-- Task details --
Output the material exactly, but drop every image it holds.

-- Task data --
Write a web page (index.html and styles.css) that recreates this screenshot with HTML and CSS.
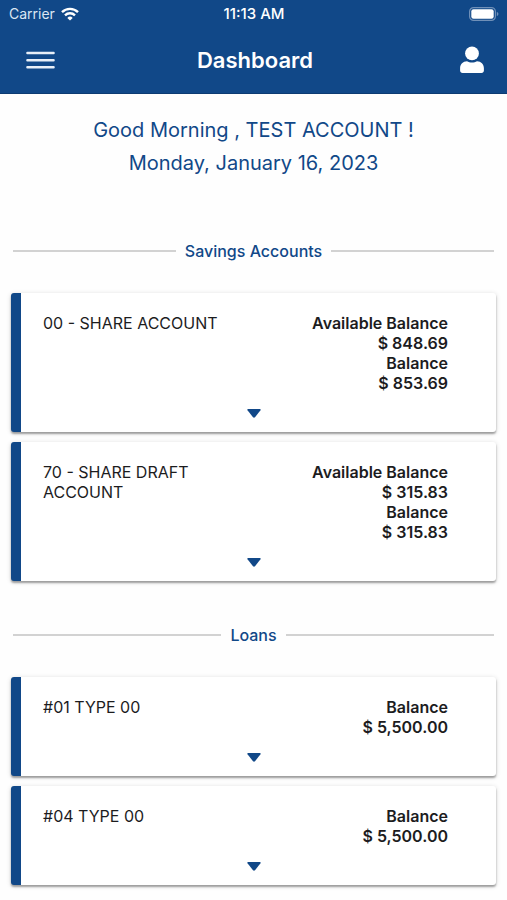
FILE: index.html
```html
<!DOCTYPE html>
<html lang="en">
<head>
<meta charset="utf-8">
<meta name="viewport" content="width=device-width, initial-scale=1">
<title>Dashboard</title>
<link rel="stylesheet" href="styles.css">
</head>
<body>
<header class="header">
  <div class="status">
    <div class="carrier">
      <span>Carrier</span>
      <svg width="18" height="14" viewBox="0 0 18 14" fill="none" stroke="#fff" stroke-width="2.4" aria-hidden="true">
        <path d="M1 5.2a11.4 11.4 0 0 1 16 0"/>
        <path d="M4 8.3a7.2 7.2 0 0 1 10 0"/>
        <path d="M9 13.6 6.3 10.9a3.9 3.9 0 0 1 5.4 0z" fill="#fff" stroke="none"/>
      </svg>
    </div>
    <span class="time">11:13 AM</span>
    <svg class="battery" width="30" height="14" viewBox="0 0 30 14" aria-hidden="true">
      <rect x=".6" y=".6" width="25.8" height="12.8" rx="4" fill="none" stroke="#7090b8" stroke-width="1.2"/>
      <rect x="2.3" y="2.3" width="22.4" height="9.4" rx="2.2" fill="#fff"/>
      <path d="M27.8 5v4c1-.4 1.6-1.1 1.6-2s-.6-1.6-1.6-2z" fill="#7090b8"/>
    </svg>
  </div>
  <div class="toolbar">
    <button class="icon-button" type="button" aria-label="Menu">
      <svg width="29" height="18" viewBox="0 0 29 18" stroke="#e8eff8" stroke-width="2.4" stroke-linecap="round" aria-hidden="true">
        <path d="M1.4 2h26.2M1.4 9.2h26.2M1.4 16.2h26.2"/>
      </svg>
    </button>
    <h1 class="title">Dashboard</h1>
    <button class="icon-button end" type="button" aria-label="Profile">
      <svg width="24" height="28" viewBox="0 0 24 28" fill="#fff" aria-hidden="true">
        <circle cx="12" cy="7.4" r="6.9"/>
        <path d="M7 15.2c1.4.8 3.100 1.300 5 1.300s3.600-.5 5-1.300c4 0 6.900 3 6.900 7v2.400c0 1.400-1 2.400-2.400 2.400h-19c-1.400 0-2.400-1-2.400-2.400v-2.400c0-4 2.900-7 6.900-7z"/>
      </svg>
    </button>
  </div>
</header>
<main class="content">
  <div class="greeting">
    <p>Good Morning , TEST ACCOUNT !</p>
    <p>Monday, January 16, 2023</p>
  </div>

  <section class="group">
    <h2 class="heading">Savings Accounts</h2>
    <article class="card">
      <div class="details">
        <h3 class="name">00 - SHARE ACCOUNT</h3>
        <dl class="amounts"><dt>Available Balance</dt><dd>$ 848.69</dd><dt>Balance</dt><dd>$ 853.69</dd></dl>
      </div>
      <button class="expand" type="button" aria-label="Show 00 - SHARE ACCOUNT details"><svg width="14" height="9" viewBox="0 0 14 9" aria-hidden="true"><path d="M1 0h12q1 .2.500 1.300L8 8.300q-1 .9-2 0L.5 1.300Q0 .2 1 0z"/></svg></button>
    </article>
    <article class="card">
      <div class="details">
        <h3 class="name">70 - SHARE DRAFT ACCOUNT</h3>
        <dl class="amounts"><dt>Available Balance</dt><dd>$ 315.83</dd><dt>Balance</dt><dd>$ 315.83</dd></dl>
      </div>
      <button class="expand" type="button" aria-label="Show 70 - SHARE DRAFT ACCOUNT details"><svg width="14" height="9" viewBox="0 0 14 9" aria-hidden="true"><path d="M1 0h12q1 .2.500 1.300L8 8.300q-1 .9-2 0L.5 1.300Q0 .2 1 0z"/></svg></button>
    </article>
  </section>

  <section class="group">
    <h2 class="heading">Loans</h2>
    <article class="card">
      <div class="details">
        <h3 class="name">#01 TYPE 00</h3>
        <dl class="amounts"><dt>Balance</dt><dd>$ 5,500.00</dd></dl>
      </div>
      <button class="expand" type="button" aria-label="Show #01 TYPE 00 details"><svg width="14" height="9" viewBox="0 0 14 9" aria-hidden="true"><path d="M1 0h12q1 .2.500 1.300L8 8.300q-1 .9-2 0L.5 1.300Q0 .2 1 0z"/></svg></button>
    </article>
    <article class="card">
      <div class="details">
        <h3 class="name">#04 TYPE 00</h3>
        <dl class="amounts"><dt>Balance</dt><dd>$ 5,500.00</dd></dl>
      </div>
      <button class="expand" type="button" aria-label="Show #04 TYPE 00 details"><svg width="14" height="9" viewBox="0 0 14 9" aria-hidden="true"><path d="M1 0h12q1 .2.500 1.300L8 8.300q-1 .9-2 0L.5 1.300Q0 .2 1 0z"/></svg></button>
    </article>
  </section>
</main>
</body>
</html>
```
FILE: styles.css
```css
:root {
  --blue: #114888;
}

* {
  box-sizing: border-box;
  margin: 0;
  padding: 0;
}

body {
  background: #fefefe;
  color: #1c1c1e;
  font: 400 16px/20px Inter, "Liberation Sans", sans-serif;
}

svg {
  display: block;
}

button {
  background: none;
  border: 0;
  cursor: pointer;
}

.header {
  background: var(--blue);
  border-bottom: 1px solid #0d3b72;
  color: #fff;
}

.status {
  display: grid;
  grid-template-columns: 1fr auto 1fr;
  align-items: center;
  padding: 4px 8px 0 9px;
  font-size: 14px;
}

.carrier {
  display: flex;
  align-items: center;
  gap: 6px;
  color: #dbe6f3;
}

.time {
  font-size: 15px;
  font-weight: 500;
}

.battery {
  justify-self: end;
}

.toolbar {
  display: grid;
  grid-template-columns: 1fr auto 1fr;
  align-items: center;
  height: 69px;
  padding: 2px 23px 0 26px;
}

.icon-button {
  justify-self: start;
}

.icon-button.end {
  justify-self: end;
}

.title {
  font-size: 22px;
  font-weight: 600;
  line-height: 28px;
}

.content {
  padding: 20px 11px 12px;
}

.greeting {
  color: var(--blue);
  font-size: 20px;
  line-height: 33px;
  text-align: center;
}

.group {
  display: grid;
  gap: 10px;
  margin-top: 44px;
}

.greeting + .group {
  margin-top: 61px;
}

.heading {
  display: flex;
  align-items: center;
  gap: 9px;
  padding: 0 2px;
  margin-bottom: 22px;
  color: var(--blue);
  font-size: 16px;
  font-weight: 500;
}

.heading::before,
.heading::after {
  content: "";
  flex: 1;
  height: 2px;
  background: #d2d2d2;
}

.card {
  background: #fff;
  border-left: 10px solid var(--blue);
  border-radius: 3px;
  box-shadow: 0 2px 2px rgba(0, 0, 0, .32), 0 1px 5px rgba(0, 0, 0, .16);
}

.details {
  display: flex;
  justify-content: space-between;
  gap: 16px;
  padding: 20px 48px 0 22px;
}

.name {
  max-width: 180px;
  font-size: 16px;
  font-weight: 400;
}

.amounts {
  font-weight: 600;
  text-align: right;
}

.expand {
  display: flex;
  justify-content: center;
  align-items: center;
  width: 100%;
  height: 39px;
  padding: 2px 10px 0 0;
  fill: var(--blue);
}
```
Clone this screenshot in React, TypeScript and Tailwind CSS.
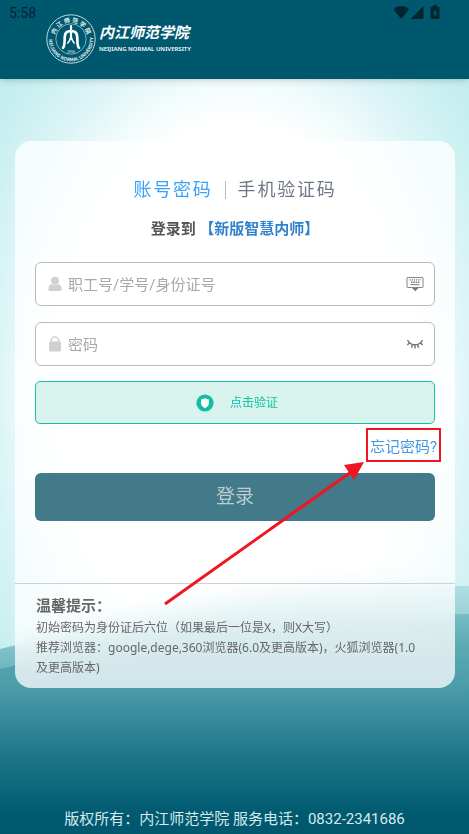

-- Expected answer --
Write a web page (index.html and styles.css) that recreates this screenshot with HTML and CSS.
FILE: index.html
```html
<!DOCTYPE html>
<html lang="en">
<head>
<meta charset="utf-8">
<meta name="viewport" content="width=device-width, initial-scale=1">
<title>Dashboard</title>
<link rel="stylesheet" href="styles.css">
</head>
<body>
<header class="header">
  <div class="status">
    <div class="carrier">
      <span>Carrier</span>
      <svg width="18" height="14" viewBox="0 0 18 14" fill="none" stroke="#fff" stroke-width="2.4" aria-hidden="true">
        <path d="M1 5.2a11.4 11.4 0 0 1 16 0"/>
        <path d="M4 8.3a7.2 7.2 0 0 1 10 0"/>
        <path d="M9 13.6 6.3 10.9a3.9 3.9 0 0 1 5.4 0z" fill="#fff" stroke="none"/>
      </svg>
    </div>
    <span class="time">11:13 AM</span>
    <svg class="battery" width="30" height="14" viewBox="0 0 30 14" aria-hidden="true">
      <rect x=".6" y=".6" width="25.8" height="12.8" rx="4" fill="none" stroke="#7090b8" stroke-width="1.2"/>
      <rect x="2.3" y="2.3" width="22.4" height="9.4" rx="2.2" fill="#fff"/>
      <path d="M27.8 5v4c1-.4 1.6-1.1 1.6-2s-.6-1.6-1.6-2z" fill="#7090b8"/>
    </svg>
  </div>
  <div class="toolbar">
    <button class="icon-button" type="button" aria-label="Menu">
      <svg width="29" height="18" viewBox="0 0 29 18" stroke="#e8eff8" stroke-width="2.4" stroke-linecap="round" aria-hidden="true">
        <path d="M1.4 2h26.2M1.4 9.2h26.2M1.4 16.2h26.2"/>
      </svg>
    </button>
    <h1 class="title">Dashboard</h1>
    <button class="icon-button end" type="button" aria-label="Profile">
      <svg width="24" height="28" viewBox="0 0 24 28" fill="#fff" aria-hidden="true">
        <circle cx="12" cy="7.4" r="6.9"/>
        <path d="M7 15.2c1.4.8 3.100 1.300 5 1.300s3.600-.5 5-1.300c4 0 6.900 3 6.900 7v2.400c0 1.400-1 2.400-2.400 2.400h-19c-1.400 0-2.400-1-2.400-2.400v-2.400c0-4 2.900-7 6.900-7z"/>
      </svg>
    </button>
  </div>
</header>
<main class="content">
  <div class="greeting">
    <p>Good Morning , TEST ACCOUNT !</p>
    <p>Monday, January 16, 2023</p>
  </div>

  <section class="group">
    <h2 class="heading">Savings Accounts</h2>
    <article class="card">
      <div class="details">
        <h3 class="name">00 - SHARE ACCOUNT</h3>
        <dl class="amounts"><dt>Available Balance</dt><dd>$ 848.69</dd><dt>Balance</dt><dd>$ 853.69</dd></dl>
      </div>
      <button class="expand" type="button" aria-label="Show 00 - SHARE ACCOUNT details"><svg width="14" height="9" viewBox="0 0 14 9" aria-hidden="true"><path d="M1 0h12q1 .2.500 1.300L8 8.300q-1 .9-2 0L.5 1.300Q0 .2 1 0z"/></svg></button>
    </article>
    <article class="card">
      <div class="details">
        <h3 class="name">70 - SHARE DRAFT ACCOUNT</h3>
        <dl class="amounts"><dt>Available Balance</dt><dd>$ 315.83</dd><dt>Balance</dt><dd>$ 315.83</dd></dl>
      </div>
      <button class="expand" type="button" aria-label="Show 70 - SHARE DRAFT ACCOUNT details"><svg width="14" height="9" viewBox="0 0 14 9" aria-hidden="true"><path d="M1 0h12q1 .2.500 1.300L8 8.300q-1 .9-2 0L.5 1.300Q0 .2 1 0z"/></svg></button>
    </article>
  </section>

  <section class="group">
    <h2 class="heading">Loans</h2>
    <article class="card">
      <div class="details">
        <h3 class="name">#01 TYPE 00</h3>
        <dl class="amounts"><dt>Balance</dt><dd>$ 5,500.00</dd></dl>
      </div>
      <button class="expand" type="button" aria-label="Show #01 TYPE 00 details"><svg width="14" height="9" viewBox="0 0 14 9" aria-hidden="true"><path d="M1 0h12q1 .2.500 1.300L8 8.300q-1 .9-2 0L.5 1.300Q0 .2 1 0z"/></svg></button>
    </article>
    <article class="card">
      <div class="details">
        <h3 class="name">#04 TYPE 00</h3>
        <dl class="amounts"><dt>Balance</dt><dd>$ 5,500.00</dd></dl>
      </div>
      <button class="expand" type="button" aria-label="Show #04 TYPE 00 details"><svg width="14" height="9" viewBox="0 0 14 9" aria-hidden="true"><path d="M1 0h12q1 .2.500 1.300L8 8.300q-1 .9-2 0L.5 1.300Q0 .2 1 0z"/></svg></button>
    </article>
  </section>
</main>
</body>
</html>
```
FILE: styles.css
```css
:root {
  --blue: #114888;
}

* {
  box-sizing: border-box;
  margin: 0;
  padding: 0;
}

body {
  background: #fefefe;
  color: #1c1c1e;
  font: 400 16px/20px Inter, "Liberation Sans", sans-serif;
}

svg {
  display: block;
}

button {
  background: none;
  border: 0;
  cursor: pointer;
}

.header {
  background: var(--blue);
  border-bottom: 1px solid #0d3b72;
  color: #fff;
}

.status {
  display: grid;
  grid-template-columns: 1fr auto 1fr;
  align-items: center;
  padding: 4px 8px 0 9px;
  font-size: 14px;
}

.carrier {
  display: flex;
  align-items: center;
  gap: 6px;
  color: #dbe6f3;
}

.time {
  font-size: 15px;
  font-weight: 500;
}

.battery {
  justify-self: end;
}

.toolbar {
  display: grid;
  grid-template-columns: 1fr auto 1fr;
  align-items: center;
  height: 69px;
  padding: 2px 23px 0 26px;
}

.icon-button {
  justify-self: start;
}

.icon-button.end {
  justify-self: end;
}

.title {
  font-size: 22px;
  font-weight: 600;
  line-height: 28px;
}

.content {
  padding: 20px 11px 12px;
}

.greeting {
  color: var(--blue);
  font-size: 20px;
  line-height: 33px;
  text-align: center;
}

.group {
  display: grid;
  gap: 10px;
  margin-top: 44px;
}

.greeting + .group {
  margin-top: 61px;
}

.heading {
  display: flex;
  align-items: center;
  gap: 9px;
  padding: 0 2px;
  margin-bottom: 22px;
  color: var(--blue);
  font-size: 16px;
  font-weight: 500;
}

.heading::before,
.heading::after {
  content: "";
  flex: 1;
  height: 2px;
  background: #d2d2d2;
}

.card {
  background: #fff;
  border-left: 10px solid var(--blue);
  border-radius: 3px;
  box-shadow: 0 2px 2px rgba(0, 0, 0, .32), 0 1px 5px rgba(0, 0, 0, .16);
}

.details {
  display: flex;
  justify-content: space-between;
  gap: 16px;
  padding: 20px 48px 0 22px;
}

.name {
  max-width: 180px;
  font-size: 16px;
  font-weight: 400;
}

.amounts {
  font-weight: 600;
  text-align: right;
}

.expand {
  display: flex;
  justify-content: center;
  align-items: center;
  width: 100%;
  height: 39px;
  padding: 2px 10px 0 0;
  fill: var(--blue);
}
```
Clone this screenshot in React, TypeScript and Tailwind CSS.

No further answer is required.